The exercise — Output the material below unchanged, apart from leaving out the pictures.

___ Data ___

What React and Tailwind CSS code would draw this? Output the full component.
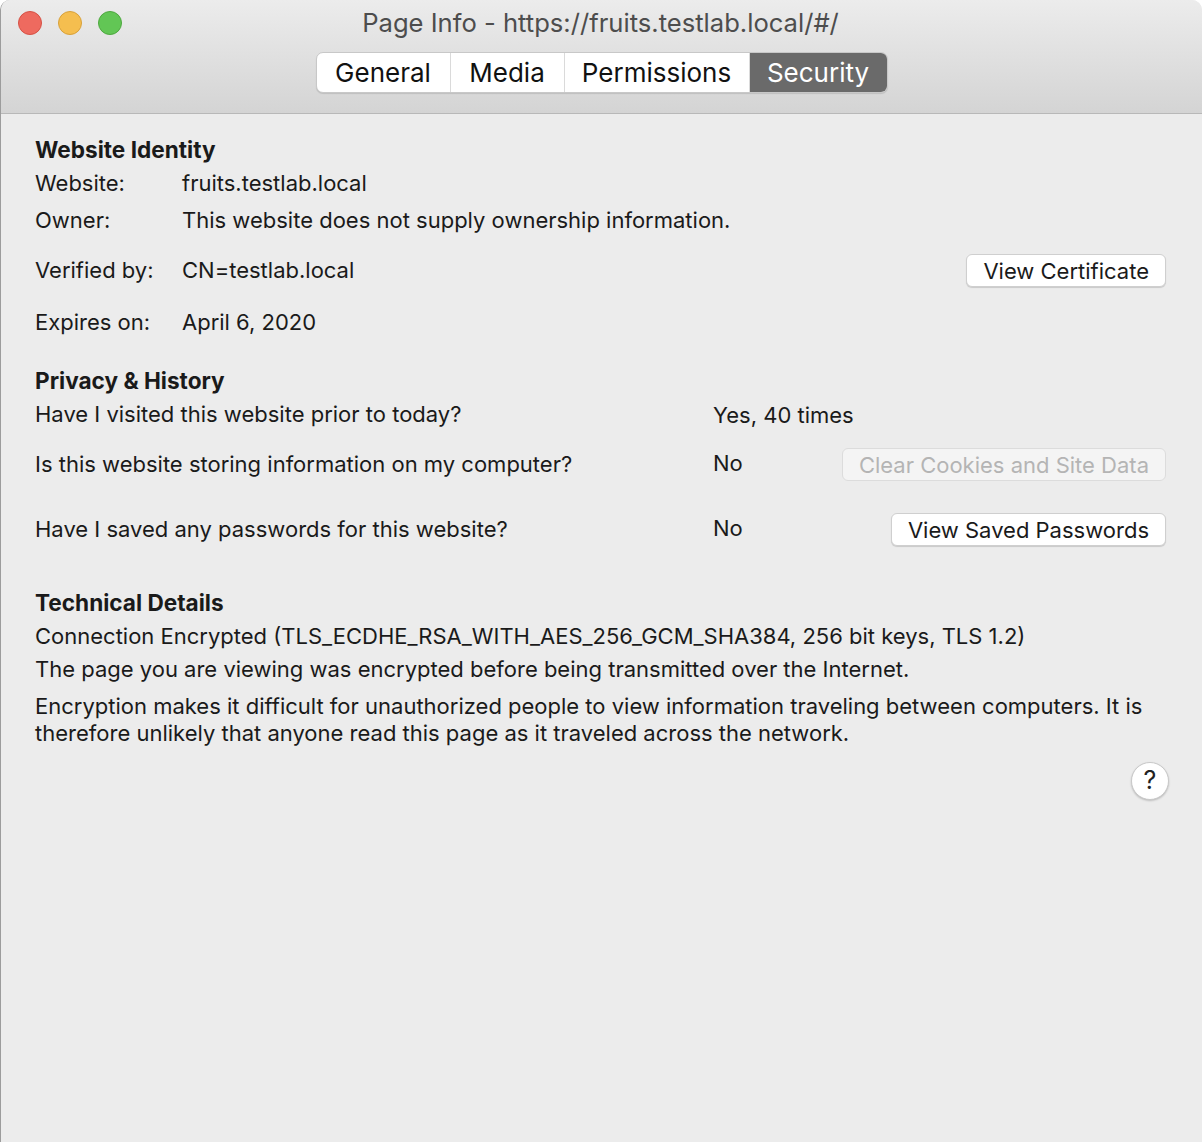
import React from 'react';

const tabs = [
    { name: 'General', w: 'w-[133px]' },
    { name: 'Media', w: 'w-[114px]' },
    { name: 'Permissions', w: 'w-[185px]' },
    { name: 'Security', w: 'w-[138px]' },
];

const MacButton = ({ children, disabled, className = '' }) => (
    <button
        disabled={disabled}
        className={`h-[33px] px-[16px] rounded-[6px] text-[22px] leading-none border ${
            disabled
                ? 'bg-[#f4f4f4] border-[#dcdcdc] text-[#b4b4b4]'
                : 'bg-white border-[#cfcfcf] text-[#1a1a1a] shadow-[0_1px_1px_rgba(0,0,0,0.15)]'
        } ${className}`}
    >
        {children}
    </button>
);

const Row = ({ label, children, className = '' }) => (
    <div className={`flex items-center h-[26px] ${className}`}>
        <span className="w-[147px] shrink-0">{label}</span>
        <span>{children}</span>
    </div>
);

const App = () => {
    return (
        <div className="w-[1202px] h-[1142px] bg-[#ececec] rounded-t-[10px] border-l border-[#9c9c9c] overflow-hidden text-[#1a1a1a] font-['Inter','Liberation_Sans',sans-serif]">
            {/* Title bar */}
            <div className="h-[114px] bg-gradient-to-b from-[#ececec] to-[#d4d4d4] border-b border-[#b8b8b8] flex flex-col">
                <div className="h-[46px] grid grid-cols-[1fr_auto_1fr] items-center">
                    <div className="flex items-center gap-[16px] pl-[17px]">
                        <span className="w-[24px] h-[24px] rounded-full bg-[#ee6a5f] border border-[#d65145]" />
                        <span className="w-[24px] h-[24px] rounded-full bg-[#f5be4f] border border-[#d8a13a]" />
                        <span className="w-[24px] h-[24px] rounded-full bg-[#62c655] border border-[#4ea83f]" />
                    </div>
                    <span className="text-[25.6px] text-[#4d4d4d] pr-[2px]">Page Info - https://fruits.testlab.local/#/</span>
                    <div />
                </div>
                <div className="flex justify-center mt-[6px]">
                    <div className="flex h-[41px] rounded-[7px] border border-[#c8c8c8] bg-white shadow-[0_1px_1px_rgba(0,0,0,0.12)] overflow-hidden">
                        {tabs.map((t, i) => (
                            <div
                                key={t.name}
                                className={`${t.w} flex items-center justify-center text-[26px] ${
                                    i > 0 ? 'border-l border-[#dadada]' : ''
                                } ${t.name === 'Security' ? 'bg-[#6a6a6a] text-white border-[#6a6a6a]' : 'text-[#111]'}`}
                            >
                                {t.name}
                            </div>
                        ))}
                    </div>
                </div>
            </div>

            {/* Content */}
            <div className="pl-[34px] pr-[36px] pt-[23px] text-[22px]">
                <div className="h-[26px] flex items-center font-bold text-[22.6px]">Website Identity</div>
                <Row label="Website:" className="mt-[7px]">fruits.testlab.local</Row>
                <Row label="Owner:" className="mt-[11px]">This website does not supply ownership information.</Row>
                <div className="flex items-center h-[33px] mt-[21px]">
                    <span className="w-[147px] shrink-0">Verified by:</span>
                    <span className="flex-1">CN=testlab.local</span>
                    <MacButton>View Certificate</MacButton>
                </div>
                <Row label="Expires on:" className="mt-[22px]">April 6, 2020</Row>

                <div className="h-[26px] flex items-center font-bold text-[22.6px] mt-[33px]">Privacy &amp; History</div>
                <div className="flex items-center h-[26px] mt-[7px]">
                    <span className="w-[678px] shrink-0">Have I visited this website prior to today?</span>
                    <span className="mt-[3px]">Yes, 40 times</span>
                </div>
                <div className="flex items-center h-[33px] mt-[21px]">
                    <span className="w-[678px] shrink-0">Is this website storing information on my computer?</span>
                    <span className="flex-1 -mt-[2px]">No</span>
                    <MacButton disabled>Clear Cookies and Site Data</MacButton>
                </div>
                <div className="flex items-center h-[33px] mt-[32px]">
                    <span className="w-[678px] shrink-0">Have I saved any passwords for this website?</span>
                    <span className="flex-1 -mt-[2px]">No</span>
                    <MacButton>View Saved Passwords</MacButton>
                </div>

                <div className="h-[26px] flex items-center font-bold text-[22.6px] mt-[44px]">Technical Details</div>
                <div className="h-[26px] flex items-center mt-[7px]">
                    Connection Encrypted (TLS_ECDHE_RSA_WITH_AES_256_GCM_SHA384, 256 bit keys, TLS 1.2)
                </div>
                <div className="h-[26px] flex items-center mt-[7px]">
                    The page you are viewing was encrypted before being transmitted over the Internet.
                </div>
                <p className="leading-[27px] mt-[11px] whitespace-nowrap">
                    Encryption makes it difficult for unauthorized people to view information traveling between computers. It is
                    <br />
                    therefore unlikely that anyone read this page as it traveled across the network.
                </p>

                <div className="flex justify-end mt-[15px] -mr-[3px]">
                    <button className="w-[38px] h-[38px] rounded-full bg-white border border-[#c9c9c9] shadow-[0_1px_2px_rgba(0,0,0,0.2)] flex items-center justify-center text-[25px] text-[#222]">
                        ?
                    </button>
                </div>
            </div>
        </div>
    );
};

export default App;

___

Finished answer —
What React and Tailwind CSS code would draw this? Output the full component.
import React from 'react';

const tabs = [
    { name: 'General', w: 'w-[133px]' },
    { name: 'Media', w: 'w-[114px]' },
    { name: 'Permissions', w: 'w-[185px]' },
    { name: 'Security', w: 'w-[138px]' },
];

const MacButton = ({ children, disabled, className = '' }) => (
    <button
        disabled={disabled}
        className={`h-[33px] px-[16px] rounded-[6px] text-[22px] leading-none border ${
            disabled
                ? 'bg-[#f4f4f4] border-[#dcdcdc] text-[#b4b4b4]'
                : 'bg-white border-[#cfcfcf] text-[#1a1a1a] shadow-[0_1px_1px_rgba(0,0,0,0.15)]'
        } ${className}`}
    >
        {children}
    </button>
);

const Row = ({ label, children, className = '' }) => (
    <div className={`flex items-center h-[26px] ${className}`}>
        <span className="w-[147px] shrink-0">{label}</span>
        <span>{children}</span>
    </div>
);

const App = () => {
    return (
        <div className="w-[1202px] h-[1142px] bg-[#ececec] rounded-t-[10px] border-l border-[#9c9c9c] overflow-hidden text-[#1a1a1a] font-['Inter','Liberation_Sans',sans-serif]">
            {/* Title bar */}
            <div className="h-[114px] bg-gradient-to-b from-[#ececec] to-[#d4d4d4] border-b border-[#b8b8b8] flex flex-col">
                <div className="h-[46px] grid grid-cols-[1fr_auto_1fr] items-center">
                    <div className="flex items-center gap-[16px] pl-[17px]">
                        <span className="w-[24px] h-[24px] rounded-full bg-[#ee6a5f] border border-[#d65145]" />
                        <span className="w-[24px] h-[24px] rounded-full bg-[#f5be4f] border border-[#d8a13a]" />
                        <span className="w-[24px] h-[24px] rounded-full bg-[#62c655] border border-[#4ea83f]" />
                    </div>
                    <span className="text-[25.6px] text-[#4d4d4d] pr-[2px]">Page Info - https://fruits.testlab.local/#/</span>
                    <div />
                </div>
                <div className="flex justify-center mt-[6px]">
                    <div className="flex h-[41px] rounded-[7px] border border-[#c8c8c8] bg-white shadow-[0_1px_1px_rgba(0,0,0,0.12)] overflow-hidden">
                        {tabs.map((t, i) => (
                            <div
                                key={t.name}
                                className={`${t.w} flex items-center justify-center text-[26px] ${
                                    i > 0 ? 'border-l border-[#dadada]' : ''
                                } ${t.name === 'Security' ? 'bg-[#6a6a6a] text-white border-[#6a6a6a]' : 'text-[#111]'}`}
                            >
                                {t.name}
                            </div>
                        ))}
                    </div>
                </div>
            </div>

            {/* Content */}
            <div className="pl-[34px] pr-[36px] pt-[23px] text-[22px]">
                <div className="h-[26px] flex items-center font-bold text-[22.6px]">Website Identity</div>
                <Row label="Website:" className="mt-[7px]">fruits.testlab.local</Row>
                <Row label="Owner:" className="mt-[11px]">This website does not supply ownership information.</Row>
                <div className="flex items-center h-[33px] mt-[21px]">
                    <span className="w-[147px] shrink-0">Verified by:</span>
                    <span className="flex-1">CN=testlab.local</span>
                    <MacButton>View Certificate</MacButton>
                </div>
                <Row label="Expires on:" className="mt-[22px]">April 6, 2020</Row>

                <div className="h-[26px] flex items-center font-bold text-[22.6px] mt-[33px]">Privacy &amp; History</div>
                <div className="flex items-center h-[26px] mt-[7px]">
                    <span className="w-[678px] shrink-0">Have I visited this website prior to today?</span>
                    <span className="mt-[3px]">Yes, 40 times</span>
                </div>
                <div className="flex items-center h-[33px] mt-[21px]">
                    <span className="w-[678px] shrink-0">Is this website storing information on my computer?</span>
                    <span className="flex-1 -mt-[2px]">No</span>
                    <MacButton disabled>Clear Cookies and Site Data</MacButton>
                </div>
                <div className="flex items-center h-[33px] mt-[32px]">
                    <span className="w-[678px] shrink-0">Have I saved any passwords for this website?</span>
                    <span className="flex-1 -mt-[2px]">No</span>
                    <MacButton>View Saved Passwords</MacButton>
                </div>

                <div className="h-[26px] flex items-center font-bold text-[22.6px] mt-[44px]">Technical Details</div>
                <div className="h-[26px] flex items-center mt-[7px]">
                    Connection Encrypted (TLS_ECDHE_RSA_WITH_AES_256_GCM_SHA384, 256 bit keys, TLS 1.2)
                </div>
                <div className="h-[26px] flex items-center mt-[7px]">
                    The page you are viewing was encrypted before being transmitted over the Internet.
                </div>
                <p className="leading-[27px] mt-[11px] whitespace-nowrap">
                    Encryption makes it difficult for unauthorized people to view information traveling between computers. It is
                    <br />
                    therefore unlikely that anyone read this page as it traveled across the network.
                </p>

                <div className="flex justify-end mt-[15px] -mr-[3px]">
                    <button className="w-[38px] h-[38px] rounded-full bg-white border border-[#c9c9c9] shadow-[0_1px_2px_rgba(0,0,0,0.2)] flex items-center justify-center text-[25px] text-[#222]">
                        ?
                    </button>
                </div>
            </div>
        </div>
    );
};

export default App;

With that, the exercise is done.